## DATASET RECORDS:
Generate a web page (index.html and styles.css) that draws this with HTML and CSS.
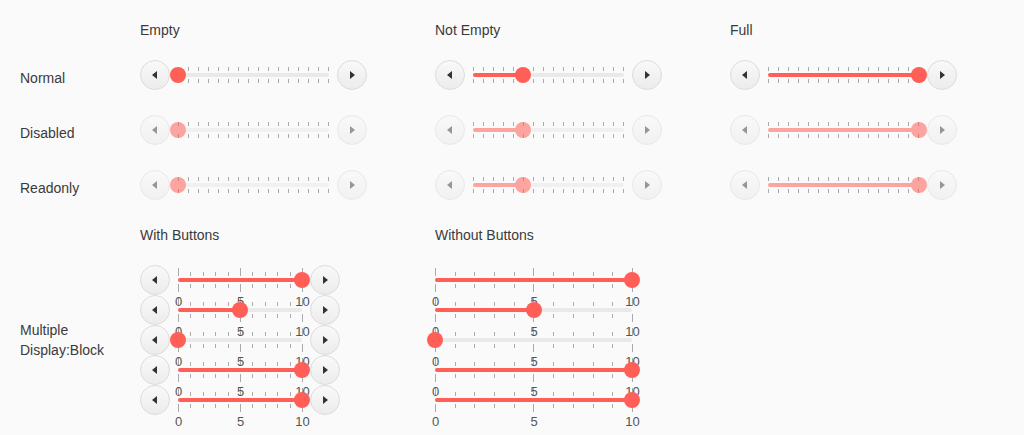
FILE: index.html
```html
<!DOCTYPE html>
<html>
<head>
<meta charset="utf-8">
<link rel="stylesheet" href="styles.css">
</head>
<body>
<div class="page">
  <section class="sec sec-top">
    <div class="grid head">
      <div></div><div class="h">Empty</div><div class="h">Not Empty</div><div class="h">Full</div>
    </div>
    <div class="grid body">
      <div class="lbl">Normal</div>
      <div class="slider"><button class="sbtn"><span class="arr l"></span></button><div class="ta"><div class="tk"></div><div class="track"><div class="fill" style="width:0%"></div><div class="thumb" style="left:0%"></div></div><div class="tk"></div></div><button class="sbtn"><span class="arr r"></span></button></div>
      <div class="slider"><button class="sbtn"><span class="arr l"></span></button><div class="ta"><div class="tk"></div><div class="track"><div class="fill" style="width:33.333%"></div><div class="thumb" style="left:33.333%"></div></div><div class="tk"></div></div><button class="sbtn"><span class="arr r"></span></button></div>
      <div class="slider"><button class="sbtn"><span class="arr l"></span></button><div class="ta"><div class="tk"></div><div class="track"><div class="fill" style="width:100%"></div><div class="thumb" style="left:100%"></div></div><div class="tk"></div></div><button class="sbtn"><span class="arr r"></span></button></div>

      <div class="lbl">Disabled</div>
      <div class="slider off"><button class="sbtn"><span class="arr l"></span></button><div class="ta"><div class="tk"></div><div class="track"><div class="fill" style="width:0%"></div><div class="thumb" style="left:0%"></div></div><div class="tk"></div></div><button class="sbtn"><span class="arr r"></span></button></div>
      <div class="slider off"><button class="sbtn"><span class="arr l"></span></button><div class="ta"><div class="tk"></div><div class="track"><div class="fill" style="width:33.333%"></div><div class="thumb" style="left:33.333%"></div></div><div class="tk"></div></div><button class="sbtn"><span class="arr r"></span></button></div>
      <div class="slider off"><button class="sbtn"><span class="arr l"></span></button><div class="ta"><div class="tk"></div><div class="track"><div class="fill" style="width:100%"></div><div class="thumb" style="left:100%"></div></div><div class="tk"></div></div><button class="sbtn"><span class="arr r"></span></button></div>

      <div class="lbl">Readonly</div>
      <div class="slider off"><button class="sbtn"><span class="arr l"></span></button><div class="ta"><div class="tk"></div><div class="track"><div class="fill" style="width:0%"></div><div class="thumb" style="left:0%"></div></div><div class="tk"></div></div><button class="sbtn"><span class="arr r"></span></button></div>
      <div class="slider off"><button class="sbtn"><span class="arr l"></span></button><div class="ta"><div class="tk"></div><div class="track"><div class="fill" style="width:33.333%"></div><div class="thumb" style="left:33.333%"></div></div><div class="tk"></div></div><button class="sbtn"><span class="arr r"></span></button></div>
      <div class="slider off"><button class="sbtn"><span class="arr l"></span></button><div class="ta"><div class="tk"></div><div class="track"><div class="fill" style="width:100%"></div><div class="thumb" style="left:100%"></div></div><div class="tk"></div></div><button class="sbtn"><span class="arr r"></span></button></div>
    </div>
  </section>

  <section class="sec sec-bottom">
    <div class="grid head">
      <div></div><div class="h">With Buttons</div><div class="h">Without Buttons</div>
    </div>
    <div class="grid body">
      <div class="lbl multi-lbl">Multiple<br>Display:Block</div>
      <div class="stack">
        <div class="slider ms wb"><button class="sbtn"><span class="arr l"></span></button><div class="ta"><div class="mt top"><i class="M"></i><i></i><i></i><i></i><i></i><i class="M"></i><i></i><i></i><i></i><i></i><i class="M"></i></div><div class="track"><div class="fill" style="width:100%"></div><div class="thumb" style="left:100%"></div></div><div class="mt bot"><i class="M"></i><i></i><i></i><i></i><i></i><i class="M"></i><i></i><i></i><i></i><i></i><i class="M"></i></div><div class="nums"><span class="n0">0</span><span class="n5">5</span><span class="n10">10</span></div></div><button class="sbtn"><span class="arr r"></span></button></div>
        <div class="slider ms wb"><button class="sbtn"><span class="arr l"></span></button><div class="ta"><div class="mt top"><i class="M"></i><i></i><i></i><i></i><i></i><i class="M"></i><i></i><i></i><i></i><i></i><i class="M"></i></div><div class="track"><div class="fill" style="width:50%"></div><div class="thumb" style="left:50%"></div></div><div class="mt bot"><i class="M"></i><i></i><i></i><i></i><i></i><i class="M"></i><i></i><i></i><i></i><i></i><i class="M"></i></div><div class="nums"><span class="n0">0</span><span class="n5">5</span><span class="n10">10</span></div></div><button class="sbtn"><span class="arr r"></span></button></div>
        <div class="slider ms wb"><button class="sbtn"><span class="arr l"></span></button><div class="ta"><div class="mt top"><i class="M"></i><i></i><i></i><i></i><i></i><i class="M"></i><i></i><i></i><i></i><i></i><i class="M"></i></div><div class="track"><div class="fill" style="width:0%"></div><div class="thumb" style="left:0%"></div></div><div class="mt bot"><i class="M"></i><i></i><i></i><i></i><i></i><i class="M"></i><i></i><i></i><i></i><i></i><i class="M"></i></div><div class="nums"><span class="n0">0</span><span class="n5">5</span><span class="n10">10</span></div></div><button class="sbtn"><span class="arr r"></span></button></div>
        <div class="slider ms wb"><button class="sbtn"><span class="arr l"></span></button><div class="ta"><div class="mt top"><i class="M"></i><i></i><i></i><i></i><i></i><i class="M"></i><i></i><i></i><i></i><i></i><i class="M"></i></div><div class="track"><div class="fill" style="width:100%"></div><div class="thumb" style="left:100%"></div></div><div class="mt bot"><i class="M"></i><i></i><i></i><i></i><i></i><i class="M"></i><i></i><i></i><i></i><i></i><i class="M"></i></div><div class="nums"><span class="n0">0</span><span class="n5">5</span><span class="n10">10</span></div></div><button class="sbtn"><span class="arr r"></span></button></div>
        <div class="slider ms wb"><button class="sbtn"><span class="arr l"></span></button><div class="ta"><div class="mt top"><i class="M"></i><i></i><i></i><i></i><i></i><i class="M"></i><i></i><i></i><i></i><i></i><i class="M"></i></div><div class="track"><div class="fill" style="width:100%"></div><div class="thumb" style="left:100%"></div></div><div class="mt bot"><i class="M"></i><i></i><i></i><i></i><i></i><i class="M"></i><i></i><i></i><i></i><i></i><i class="M"></i></div><div class="nums"><span class="n0">0</span><span class="n5">5</span><span class="n10">10</span></div></div><button class="sbtn"><span class="arr r"></span></button></div>
      </div>
      <div class="stack">
        <div class="slider ms nb"><div class="ta"><div class="mt top"><i class="M"></i><i></i><i></i><i></i><i></i><i class="M"></i><i></i><i></i><i></i><i></i><i class="M"></i></div><div class="track"><div class="fill" style="width:100%"></div><div class="thumb" style="left:100%"></div></div><div class="mt bot"><i class="M"></i><i></i><i></i><i></i><i></i><i class="M"></i><i></i><i></i><i></i><i></i><i class="M"></i></div><div class="nums"><span class="n0">0</span><span class="n5">5</span><span class="n10">10</span></div></div></div>
        <div class="slider ms nb"><div class="ta"><div class="mt top"><i class="M"></i><i></i><i></i><i></i><i></i><i class="M"></i><i></i><i></i><i></i><i></i><i class="M"></i></div><div class="track"><div class="fill" style="width:50%"></div><div class="thumb" style="left:50%"></div></div><div class="mt bot"><i class="M"></i><i></i><i></i><i></i><i></i><i class="M"></i><i></i><i></i><i></i><i></i><i class="M"></i></div><div class="nums"><span class="n0">0</span><span class="n5">5</span><span class="n10">10</span></div></div></div>
        <div class="slider ms nb"><div class="ta"><div class="mt top"><i class="M"></i><i></i><i></i><i></i><i></i><i class="M"></i><i></i><i></i><i></i><i></i><i class="M"></i></div><div class="track"><div class="fill" style="width:0%"></div><div class="thumb" style="left:0%"></div></div><div class="mt bot"><i class="M"></i><i></i><i></i><i></i><i></i><i class="M"></i><i></i><i></i><i></i><i></i><i class="M"></i></div><div class="nums"><span class="n0">0</span><span class="n5">5</span><span class="n10">10</span></div></div></div>
        <div class="slider ms nb"><div class="ta"><div class="mt top"><i class="M"></i><i></i><i></i><i></i><i></i><i class="M"></i><i></i><i></i><i></i><i></i><i class="M"></i></div><div class="track"><div class="fill" style="width:100%"></div><div class="thumb" style="left:100%"></div></div><div class="mt bot"><i class="M"></i><i></i><i></i><i></i><i></i><i class="M"></i><i></i><i></i><i></i><i></i><i class="M"></i></div><div class="nums"><span class="n0">0</span><span class="n5">5</span><span class="n10">10</span></div></div></div>
        <div class="slider ms nb"><div class="ta"><div class="mt top"><i class="M"></i><i></i><i></i><i></i><i></i><i class="M"></i><i></i><i></i><i></i><i></i><i class="M"></i></div><div class="track"><div class="fill" style="width:100%"></div><div class="thumb" style="left:100%"></div></div><div class="mt bot"><i class="M"></i><i></i><i></i><i></i><i></i><i class="M"></i><i></i><i></i><i></i><i></i><i class="M"></i></div><div class="nums"><span class="n0">0</span><span class="n5">5</span><span class="n10">10</span></div></div></div>
      </div>
    </div>
  </section>
</div>
</body>
</html>
```

FILE: styles.css
```css
* { box-sizing: border-box; }
html, body { margin: 0; padding: 0; }
body {
  background: #fafafa;
  font-family: "Liberation Sans", Arial, sans-serif;
  font-size: 14px;
  color: #3a3a3a;
  width: 1024px;
  height: 435px;
  overflow: hidden;
}
.page { padding: 20px 0 0 20px; }
.sec-bottom { margin-top: 25px; }
.grid {
  display: grid;
  grid-template-columns: 120px 295px 295px 295px;
}
.head { margin-bottom: 20px; }
.h { line-height: 20px; height: 20px; }
.sec-top .body { row-gap: 25px; }
.lbl { line-height: 20px; align-self: center; padding-top: 6px; }
.multi-lbl { padding-top: 0; }

/* slider */
.slider {
  display: flex;
  align-items: center;
  height: 30px;
  width: 226px;
}
.sbtn {
  flex: 0 0 30px;
  width: 30px;
  height: 30px;
  padding: 0;
  margin: 0;
  border-radius: 50%;
  border: 1px solid #dcdcdc;
  background: linear-gradient(#f9f9f9, #ececec);
  display: flex;
  align-items: center;
  justify-content: center;
}
.arr {
  width: 0; height: 0;
  border-top: 4px solid transparent;
  border-bottom: 4px solid transparent;
}
.arr.l { border-right: 5px solid #333; margin-left: -1px; }
.arr.r { border-left: 5px solid #333; margin-left: 1px; }

.ta {
  flex: 1 1 auto;
  height: 30px;
  padding: 0 8px;
  display: flex;
  flex-direction: column;
  justify-content: center;
}
.tk {
  width: 151px;
  height: 4px;
  background: repeating-linear-gradient(to right, #aaa 0 1px, transparent 1px 10px);
}
.track {
  position: relative;
  height: 4px;
  margin: 2px 0;
  border-radius: 2px;
  background: #e9e9e9;
}
.fill {
  height: 4px;
  border-radius: 2px;
  background: #ff5f57;
}
.thumb {
  position: absolute;
  top: 50%;
  width: 16px;
  height: 16px;
  border-radius: 50%;
  background: #ff5f57;
  transform: translate(-50%, -50%);
}
.off .track { opacity: 0.55; }
.off .sbtn { opacity: 0.6; }
.off .arr.l { border-right-color: #555; }
.off .arr.r { border-left-color: #555; }

/* multiple */
.stack { display: flex; flex-direction: column; }
.ms.wb { width: 200px; }
.ms.nb { width: 197px; }
.ms.nb .ta { padding: 0; }
.mt {
  display: flex;
  justify-content: space-between;
  height: 8px;
  margin-right: -1px;
}
.mt.top { align-items: flex-end; }
.mt.bot { align-items: flex-start; }
.mt i { display: block; width: 1px; height: 4px; background: #aaa; }
.mt i.M { height: 8px; }
.nums { position: relative; height: 0; }
.nums span {
  position: absolute;
  top: 2px;
  font-size: 13px;
  line-height: 15px;
  color: #555;
  transform: translateX(-50%);
}
.n0 { left: 0.5px; }
.n5 { left: calc(50% + 0.5px); }
.n10 { left: calc(100% + 0.5px); }
```
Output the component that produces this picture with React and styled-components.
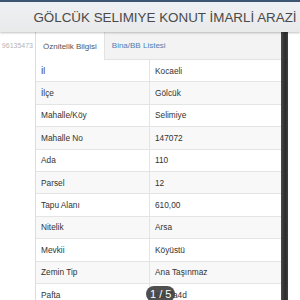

## TASK:
Return every line in the listing that contains the word "index".

## TASK SOLUTION:
Generate a web page (index.html and styles.css) that draws this with HTML and CSS.
FILE: index.html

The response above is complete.